Tell us a little about yourself. Who are you, and what do you do?
My name is Meg Fatharly, and I am an artist based in Cornwall. I was born in Scotland and brought up by the coast and I think this is what sparked my return to Cornwall. I'm highly experimental with my processes and really value the importance of creative play. I have worked with some really exciting people, including the V&A, Fortnum and Mason and The Body Shop.
As well as running my own online shop, I run accessible workshops on collage-making and printmaking processes. I really enjoy helping people find their creative voice, and a lot of this comes with individuals giving themselves permission to make. I was diagnosed with combined ADHD at the age of 26, and this has been a massive learning curve in learning to reframe the self-negative talk and begin to show myself the same compassion I hope I put out into the world.
What advice do you have for striking a work/life balance?

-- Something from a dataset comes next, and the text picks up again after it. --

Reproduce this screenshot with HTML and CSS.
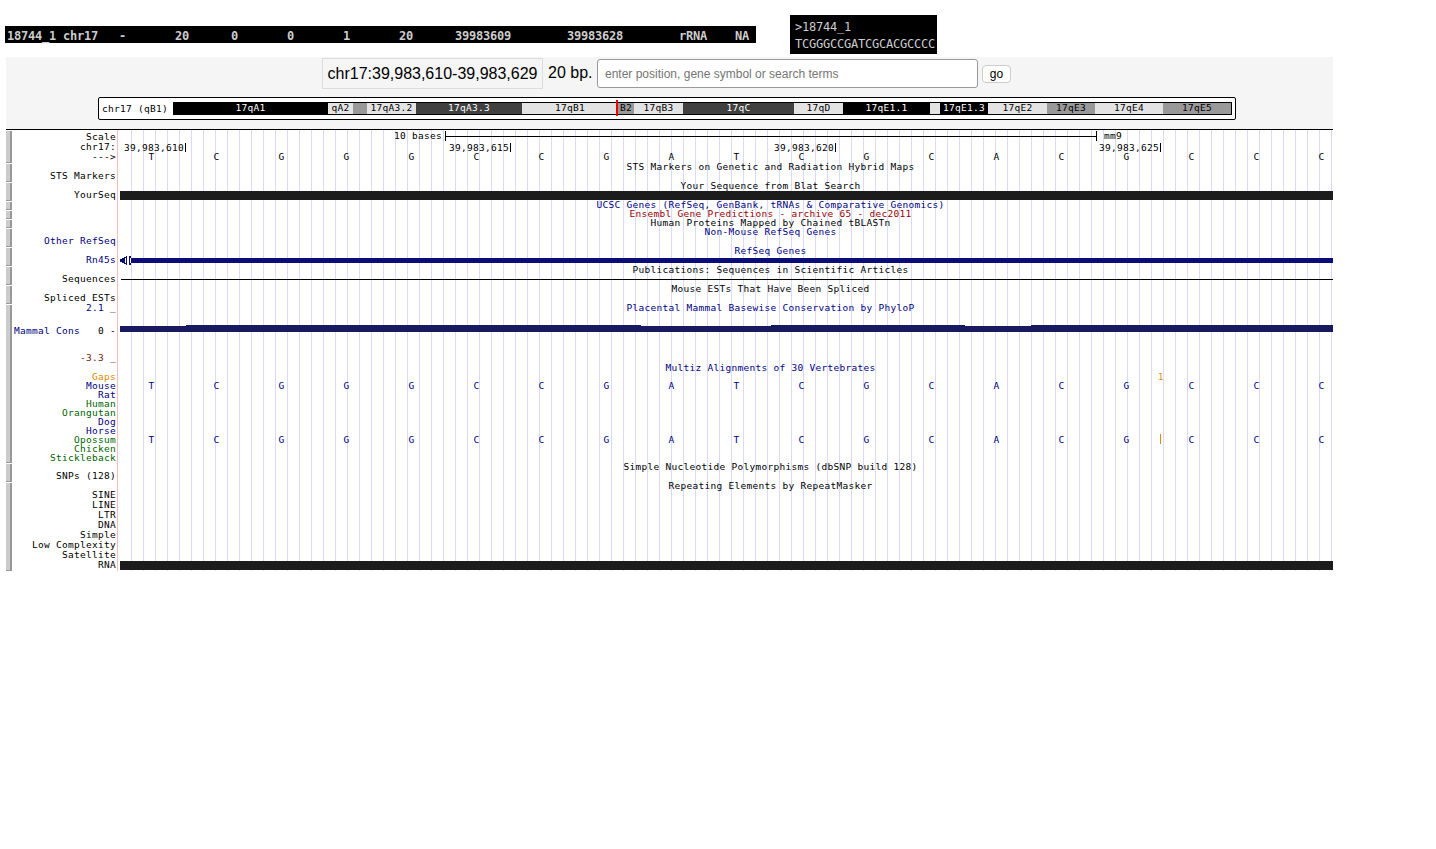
FILE: index.html
```html
<!DOCTYPE html>
<html>
<head>
	<meta charset="utf-8">
	<title>UCSC Genome Browser</title>
	<link rel="stylesheet" href="styles.css">
</head>
<body>
<div class="top">
	<pre class="blat">18744_1 chr17	-	20	0	0	1	20	39983609	39983628	rRNA	NA </pre>
	<pre class="fasta">&gt;18744_1
TCGGGCCGATCGCACGCCCC</pre>
</div>

<div class="panel">
	<div class="search">
		<div class="position">chr17:39,983,610-39,983,629</div>
		<div class="size">20 bp.</div>
		<input class="term" type="text" placeholder="enter position, gene symbol or search terms">
		<button class="go">go</button>
	</div>
	<div class="ideogram">
		<div class="ideo-name">chr17 (qB1)</div>
		<div class="bands">
			<div class="band black" style="width:155px">17qA1</div>
			<div class="band light" style="width:25px">qA2</div>
			<div class="band gray" style="width:14px"></div>
			<div class="band light" style="width:49px">17qA3.2</div>
			<div class="band dark" style="width:106px">17qA3.3</div>
			<div class="band light" style="width:96px">17qB1</div>
			<div class="band gray" style="width:16px">B2</div>
			<div class="band light" style="width:49px">17qB3</div>
			<div class="band dark" style="width:111px">17qC</div>
			<div class="band light" style="width:49px">17qD</div>
			<div class="band black" style="width:87px">17qE1.1</div>
			<div class="band light" style="width:10px"></div>
			<div class="band black" style="width:48px">17qE1.3</div>
			<div class="band light" style="width:59px">17qE2</div>
			<div class="band gray" style="width:48px">17qE3</div>
			<div class="band light" style="width:68px">17qE4</div>
			<div class="band gray" style="width:68px">17qE5</div>
			<div class="marker"></div>
		</div>
	</div>
</div>

<div class="browser">
	<div class="side">
		<div class="btn" style="height:32px"></div>
		<div class="btn" style="height:18px"></div>
		<div class="btn" style="height:18px"></div>
		<div class="btn" style="height:8px"></div>
		<div class="btn" style="height:8px"></div>
		<div class="btn" style="height:8px"></div>
		<div class="btn" style="height:18px"></div>
		<div class="btn" style="height:18px"></div>
		<div class="btn" style="height:18px"></div>
		<div class="btn" style="height:18px"></div>
		<div class="btn" style="height:158px"></div>
		<div class="btn" style="height:18px"></div>
		<div class="btn" style="height:88px"></div>
	</div>
	<div class="rows">
		<div class="row scale-row"><div class="label">Scale</div><div class="lane scale"><span>10 bases</span><i class="ruler"></i><span>mm9</span></div></div>
		<div class="row h10 up"><div class="label">chr17:</div><div class="lane ticks"><span>39,983,610</span><span>39,983,615</span><span>39,983,620</span><span>39,983,625</span></div></div>
		<div class="row h10 up"><div class="label">---&gt;</div><div class="lane bases black-text"><span>T</span><span>C</span><span>G</span><span>G</span><span>G</span><span>C</span><span>C</span><span>G</span><span>A</span><span>T</span><span>C</span><span>G</span><span>C</span><span>A</span><span>C</span><span>G</span><span>C</span><span>C</span><span>C</span></div></div>

		<div class="row h9 up"><div class="label"></div><div class="lane title">STS Markers on Genetic and Radiation Hybrid Maps</div></div>
		<div class="row h10 up"><div class="label">STS Markers</div><div class="lane"></div></div>
		<div class="row h9 up"><div class="label"></div><div class="lane title">Your Sequence from Blat Search</div></div>
		<div class="row h9 up"><div class="label">YourSeq</div><div class="lane"><div class="bar"></div></div></div>

		<div class="row h9"><div class="label"></div><div class="lane title navy">UCSC Genes (RefSeq, GenBank, tRNAs &amp; Comparative Genomics)</div></div>
		<div class="row h9"><div class="label"></div><div class="lane title red">Ensembl Gene Predictions - archive 65 - dec2011</div></div>
		<div class="row h9"><div class="label"></div><div class="lane title">Human Proteins Mapped by Chained tBLASTn</div></div>
		<div class="row h9"><div class="label"></div><div class="lane title navy">Non-Mouse RefSeq Genes</div></div>
		<div class="row h10"><div class="label navy">Other RefSeq</div><div class="lane"></div></div>
		<div class="row h10"><div class="label"></div><div class="lane title navy">RefSeq Genes</div></div>
		<div class="row h9 up"><div class="label navy">Rn45s</div><div class="lane"><div class="gene">
			<svg class="arrow" width="11" height="9" viewBox="0 0 11 9"><path fill="#0c0c78" d="M0 3h2V2h2V1h2V0h1v9H6V8H4V7H2V6H0z"/><path fill="#fff" d="M5 2h1v5H5z"/><path fill="#0c0c78" d="M9 0h2v2h-1v5h1v2H9z"/></svg>
		</div></div></div>
		<div class="row h9"><div class="label"></div><div class="lane title">Publications: Sequences in Scientific Articles</div></div>
		<div class="row h10"><div class="label">Sequences</div><div class="lane"><div class="seqline"></div></div></div>
		<div class="row h10"><div class="label"></div><div class="lane title">Mouse ESTs That Have Been Spliced</div></div>
		<div class="row h9 up"><div class="label">Spliced ESTs</div><div class="lane"></div></div>
		<div class="row h10"><div class="label navy">2.1 _</div><div class="lane title navy">Placental Mammal Basewise Conservation by PhyloP</div></div>
		<div class="row h41">
			<div class="label split"><span class="navy">Mammal Cons</span><span>0 -</span></div>
			<div class="lane"><div class="wiggle">
				<div class="cons low" style="width:66px"></div>
				<div class="cons" style="width:455px"></div>
				<div class="cons low" style="width:130px"></div>
				<div class="cons" style="width:194px"></div>
				<div class="cons low" style="width:66px"></div>
				<div class="cons" style="width:302px"></div>
			</div></div>
		</div>
		<div class="row h9 up"><div class="label"><span class="maroon">-3.3</span> _</div><div class="lane"></div></div>
		<div class="row h10"><div class="label"></div><div class="lane title navy">Multiz Alignments of 30 Vertebrates</div></div>
		<div class="row h9 up"><div class="label orange">Gaps</div><div class="lane"><span class="gapcount">1</span></div></div>
		<div class="row h9 up"><div class="label navy">Mouse</div><div class="lane bases"><span>T</span><span>C</span><span>G</span><span>G</span><span>G</span><span>C</span><span>C</span><span>G</span><span>A</span><span>T</span><span>C</span><span>G</span><span>C</span><span>A</span><span>C</span><span>G</span><span>C</span><span>C</span><span>C</span></div></div>
		<div class="row h9 up"><div class="label navy">Rat</div><div class="lane"></div></div>
		<div class="row h9 up"><div class="label green">Human</div><div class="lane"></div></div>
		<div class="row h9 up"><div class="label green">Orangutan</div><div class="lane"></div></div>
		<div class="row h9 up"><div class="label navy">Dog</div><div class="lane"></div></div>
		<div class="row h9 up"><div class="label navy">Horse</div><div class="lane"></div></div>
		<div class="row h9 up"><div class="label green">Opossum</div><div class="lane bases"><span>T</span><span>C</span><span>G</span><span>G</span><span>G</span><span>C</span><span>C</span><span>G</span><span>A</span><span>T</span><span>C</span><span>G</span><span>C</span><span>A</span><span>C</span><span>G</span><span>C</span><span>C</span><span>C</span><i class="gapbar"></i></div></div>
		<div class="row h9 up"><div class="label green">Chicken</div><div class="lane"></div></div>
		<div class="row h9 up"><div class="label green">Stickleback</div><div class="lane"></div></div>
		<div class="row h9 up"><div class="label"></div><div class="lane title">Simple Nucleotide Polymorphisms (dbSNP build 128)</div></div>
		<div class="row h10 up"><div class="label">SNPs (128)</div><div class="lane"></div></div>
		<div class="row h9 up"><div class="label"></div><div class="lane title">Repeating Elements by RepeatMasker</div></div>
		<div class="row h10 up"><div class="label">SINE</div><div class="lane"></div></div>
		<div class="row h10 up"><div class="label">LINE</div><div class="lane"></div></div>
		<div class="row h10 up"><div class="label">LTR</div><div class="lane"></div></div>
		<div class="row h10 up"><div class="label">DNA</div><div class="lane"></div></div>
		<div class="row h10 up"><div class="label">Simple</div><div class="lane"></div></div>
		<div class="row h10 up"><div class="label">Low Complexity</div><div class="lane"></div></div>
		<div class="row h10 up"><div class="label">Satellite</div><div class="lane"></div></div>
		<div class="row h10 up"><div class="label">RNA</div><div class="lane"><div class="bar"></div></div></div>
	</div>
</div>
</body>
</html>
```
FILE: styles.css
```css
body {
	margin: 0;
	background-color: #fff;
	color: #000;
	font-family: "Liberation Sans", Arial, sans-serif;
}

pre {
	margin: 0;
	font-family: "DejaVu Sans Mono", monospace;
	font-size: 12px;
	letter-spacing: -0.224px;
	color: #ccc;
	background-color: #000;
	tab-size: 8;
}

.top {
	display: flex;
	align-items: flex-start;
	height: 57px;
	padding: 15px 0 0 5px;
	box-sizing: border-box;
}

.blat {
	width: 749px;
	height: 17px;
	margin-top: 11px;
	padding-left: 2px;
	line-height: 20px;
	font-weight: bold;
}

.fasta {
	width: 142px;
	height: 35px;
	margin-left: 34px;
	padding: 4px 0 0 5px;
	line-height: 17px;
}

.panel {
	width: 1327px;
	height: 72px;
	margin-left: 6px;
	background-color: #f5f5f5;
	border-bottom: 1px solid #000;
}

.search {
	display: flex;
	align-items: flex-start;
	height: 40px;
	padding: 1px 0 0 316px;
	box-sizing: border-box;
}

.position {
	width: 219px;
	height: 29px;
	border: 1px solid #ddd;
	text-align: center;
	font-size: 16px;
	line-height: 29px;
}

.size {
	width: 49px;
	margin-left: 5px;
	font-size: 16px;
	line-height: 30px;
}

.term {
	width: 381px;
	height: 29px;
	margin: 1px 0 0 0;
	padding: 0 7px;
	box-sizing: border-box;
	border: 1px solid #999;
	border-radius: 3px;
	background-color: #fff;
	font-family: "Liberation Sans", Arial, sans-serif;
	font-size: 12px;
	outline: none;
}

.term::placeholder {
	color: #757575;
	opacity: 1;
}

.go {
	width: 29px;
	height: 18px;
	margin: 7px 0 0 4px;
	padding: 0;
	border: 1px solid #ccc;
	border-radius: 4px;
	background-color: #fff;
	color: #000;
	font-family: "Liberation Sans", Arial, sans-serif;
	font-size: 12px;
	line-height: 16px;
}

.ideogram {
	display: flex;
	align-items: center;
	width: 1138px;
	height: 23px;
	margin-left: 92px;
	box-sizing: border-box;
	border: 1px solid #000;
	border-radius: 2px;
	background-color: #fff;
	font-family: "DejaVu Sans Mono", monospace;
	font-size: 9.5px;
	letter-spacing: 0.28px;
}

.ideo-name {
	width: 74px;
	padding-left: 3px;
	box-sizing: border-box;
	white-space: nowrap;
}

.bands {
	position: relative;
	display: flex;
	height: 11px;
	border: 1px solid #000;
	border-width: 1px 1px 1px 0;
}

.band {
	height: 100%;
	text-align: center;
	line-height: 10px;
	white-space: nowrap;
	overflow: hidden;
}

.black { background-color: #000; color: #fff; }
.dark { background-color: #404040; color: #fff; }
.gray { background-color: #999; color: #000; }
.light { background-color: #e3e3e3; color: #000; }

.marker {
	position: absolute;
	left: 443px;
	top: -3px;
	width: 2px;
	height: 16px;
	background-color: #e00;
}

.browser {
	display: flex;
	width: 1327px;
	margin-left: 6px;
	font-family: "DejaVu Sans Mono", monospace;
	font-size: 9.5px;
	letter-spacing: 0.28px;
}

.side {
	display: flex;
	flex-direction: column;
	gap: 1px;
	width: 6px;
	padding-top: 1px;
}

.btn {
	flex: none;
	box-sizing: border-box;
	background-color: #ccc;
	border-right: 2px solid #999;
	border-bottom: 1px solid #999;
}

.rows {
	flex: 1;
}

.row {
	display: grid;
	grid-template-columns: 108px 1213px;
}

.h9 { height: 9px; line-height: 9px; }
.h10 { height: 10px; line-height: 10px; }
.h41 { height: 41px; line-height: 35px; }

/* text one pixel higher than the row's middle */
.h9.up { line-height: 7px; }
.h10.up { line-height: 8px; }

.scale-row {
	height: 10px;
	padding-top: 3px;
	line-height: 8px;
}

.label {
	position: relative;
	width: 105px;
	padding-right: 1px;
	box-sizing: border-box;
	white-space: pre;
	text-align: right;
}

.label::after {
	content: "";
	position: absolute;
	top: 0;
	bottom: 0;
	right: -1px;
	width: 1px;
	background-color: #f9bcbc;
}

.scale-row .label::after {
	top: -3px;
}

.split {
	display: flex;
	justify-content: space-between;
	padding-left: 2px;
}

.lane {
	position: relative;
	white-space: nowrap;
	background-image: linear-gradient(90deg, transparent 11px, #dadaf6 11px, #dadaf6 12px);
	background-size: 12px 100%;
}

.scale-row .lane {
	margin-top: -3px;
}

.title {
	padding-left: 88px;
	text-align: center;
}

.navy { color: #00007e; }
.red { color: #990000; }
.maroon { color: #6e1a1a; }
.orange { color: #e08a00; }
.green { color: #006400; }

.bar {
	height: 9px;
	background-color: #1c1c1c;
}

.gene {
	position: relative;
	height: 5px;
	margin: 2px 0 0 8px;
	background-color: #0c0c78;
}

.arrow {
	position: absolute;
	left: -8px;
	top: -2px;
	background-color: #fff;
}

.seqline {
	height: 1px;
	margin: 5px 0 0 1px;
	background-color: #000;
}

.wiggle {
	display: flex;
	align-items: flex-end;
	height: 7px;
	padding-top: 12px;
}

.cons {
	height: 7px;
	flex: none;
	background-color: #191960;
}

.cons.low {
	height: 6px;
}

.scale {
	display: flex;
	align-items: center;
	padding: 0 0 2px 274px;
	line-height: 10px;
}

.ruler {
	width: 650px;
	height: 10px;
	margin: 0 7px 0 3px;
	border: solid #000;
	border-width: 0 1px;
	background: linear-gradient(#000, #000) 0 5px / 100% 1px no-repeat;
}

.ticks {
	display: grid;
	grid-template-columns: 66px repeat(3, 325px);
}

.ticks span {
	height: 9px;
	padding-right: 1px;
	border-right: 1px solid #000;
	direction: rtl;
	unicode-bidi: plaintext;
	text-align: right;
	line-height: 10px;
}

.bases {
	display: flex;
}

.bases span {
	flex: none;
	width: 65px;
	text-align: center;
	color: #00007e;
}

.bases span:first-child {
	margin-left: -1px;
}

.black-text span {
	color: #000;
	line-height: 8px;
}

.gapcount {
	position: absolute;
	left: 1038px;
	top: 0;
	color: #e08a00;
	font-size: 9px;
	line-height: 9px;
}

.gapbar {
	position: absolute;
	left: 1040px;
	top: -2px;
	width: 1px;
	height: 10px;
	background-color: #e08a00;
}
```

I have always struggled with balance, and I think the idea of what it is and what it can be is completely individual. I've always found it challenging to switch off mentally and felt in some way that this was my fault. I now know that part of the reason I find balance difficult is because of my neurodivergent brain. Almost a year on from my diagnosis, I am learning about the importance of what consistency looks like for someone with ADHD. By this, I mean that the world projects that the idea of balance it's something we all strive for but perhaps don't know what that looks like for us.
I always felt like a fraud if I couldn't keep something up for a certain period. I felt like I had to be consistently striving for the next thing. I think as a creative I struggle with the grey areas of what rest can look like, and for a long time have felt like I can only rest when I "deserve" it and that somehow working to burnout or the reward, and then I could rest.
I spent the last three months or so reflecting upon finding ways to quieten my mind without feeling guilty, and a lot of this has meant I'm still doing things but at a different pace. I started January 2023 with the idea of using creativity to understand my emotions more and find different ways to regulate my inner chaos. Now, this is knitting; I am making a mood blanket where I have assigned colours to moods and then each day will spend an hour or so in the evening reflecting upon what the days look like for me: ebbs and flows highs and lows. So far, it has really helped me with anxiety and allowing myself to enjoy something that's nothing to do with work. I would say that finding balance between work and everything else is a lifelong juggle. I think a lot of it is about being aware of what that personally looks like for you.